Always consider your environment before attending a virtual assessment centre. Will there be any distracting background noises, perhaps from building work in the street, or even a noisy kitchen appliance? Also think about what else is in shot; you may wish to move those dirty mugs from view! Consider your lighting as well; it is always preferable to sit with your face to a window. Overall, a plain, clean, tidy and neutral background is preferable, so if this is impossible, consider blurring your background on your device.

  1. Follow the Instructions

It is crucial that you read all correspondence carefully in advance of the assessment centre. If requested, send across your right to work documents and any photographs prior to the day. It is often useful to provide an alternative contact number should technology issues occur at the last minute. Again, remember to download the required software and do any preparatory reading prior to the big day.

  1. Communicate in Advance

You should aim to pre-warn recruiters if you have slow internet speeds or poor connectivity so that they are aware in advance should the situation arise.  If you consider yourself to have a disability or health condition, share this with the team beforehand so that all necessary adjustments can be put in place well in advance of the day.

  1. Take Your Time

Remember to treat a virtual assessment centre in the same way as if you were attending in person.
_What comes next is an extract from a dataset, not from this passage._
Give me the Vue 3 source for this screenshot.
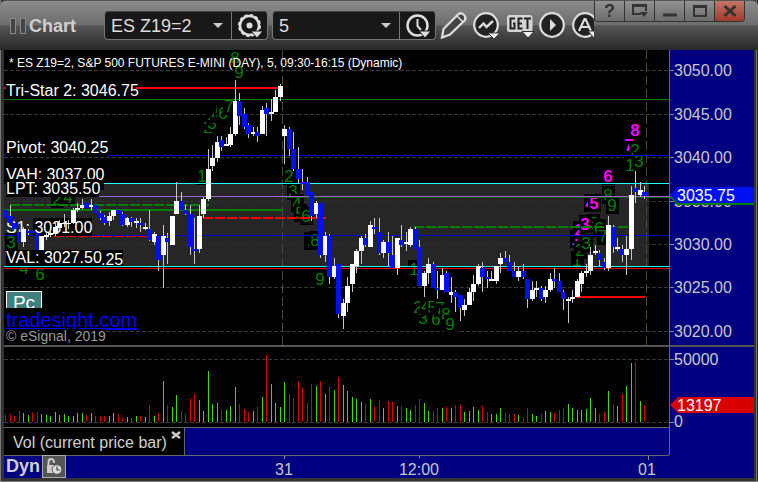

Schedule the day accordingly, making sure you place a note of the date in your online or physical diary. Also ensure you are fully prepared in advance, so you have no excuse to ‘turn up’ late or appear flustered! In fact, ensure you join the URL link approximately 5 minutes in advance, leaving enough time to enter any meeting ID or passwords. Also remember to log out promptly at the end of the assessment centre too.

  1. Dress to Impress

Just because you don’t need to leave the confines of your bedroom, doesn’t mean you have any excuse not to dress the part, so forget about attending the assessment centre in your favourite pyjamas and dress to impress! Smart and professional attire is crucial, so select your outfit as if you were attending a physical assessment centre.

  1. Show That Smile

Remember to build rapport and maintain a positive outlook during the assessment centre. Smile and try to enjoy the experience! Maintain direct eye contact and pay attention to your body language. You don’t want to fidget or play around with pens, hair or jewellery. If you are tempted to keep waving your hands around to express yourself, then consider being more mindful of this and perhaps practice speaking with reduced hand movements so you don’t distract the recruiter.

  1. Keep Your Focus

A virtual assessment centre will take all your concentration, so you should try to avoid all potential distractions. This includes your housemates, family members, and even excitable pets, so make others aware that you are unavailable during this time. Also consider putting your mobile or smart devices on silent for the duration of the assessment centre.

  1. Do Not Panic

If you lose your internet connection, do not panic. Before the day of the assessment centre, calm your nerves by ensuring you have a contingency plan, such as moving to mobile data or a nearby hot-spot on your laptop if necessary. Keep contact numbers for the recruiter ready so you can call them immediately and keep them updated on the situation, should it arise.

  1. Enjoy The Day

Finally, take a deep breath, get stuck in and enjoy the day. Even if you are not successful, treat a virtual assessment centre as an exciting and unique learning experience, giving you a great opportunity to keep in touch with employers and network with fellow applicants.

Don’t forget, if you’re likely to need to attend a virtual assessment centre for the types of roles you’re applying for, UCL Careers can help you understand even more about them, develop key skills that recruiters will be assessing and provide example assessment centre exercises. Good luck!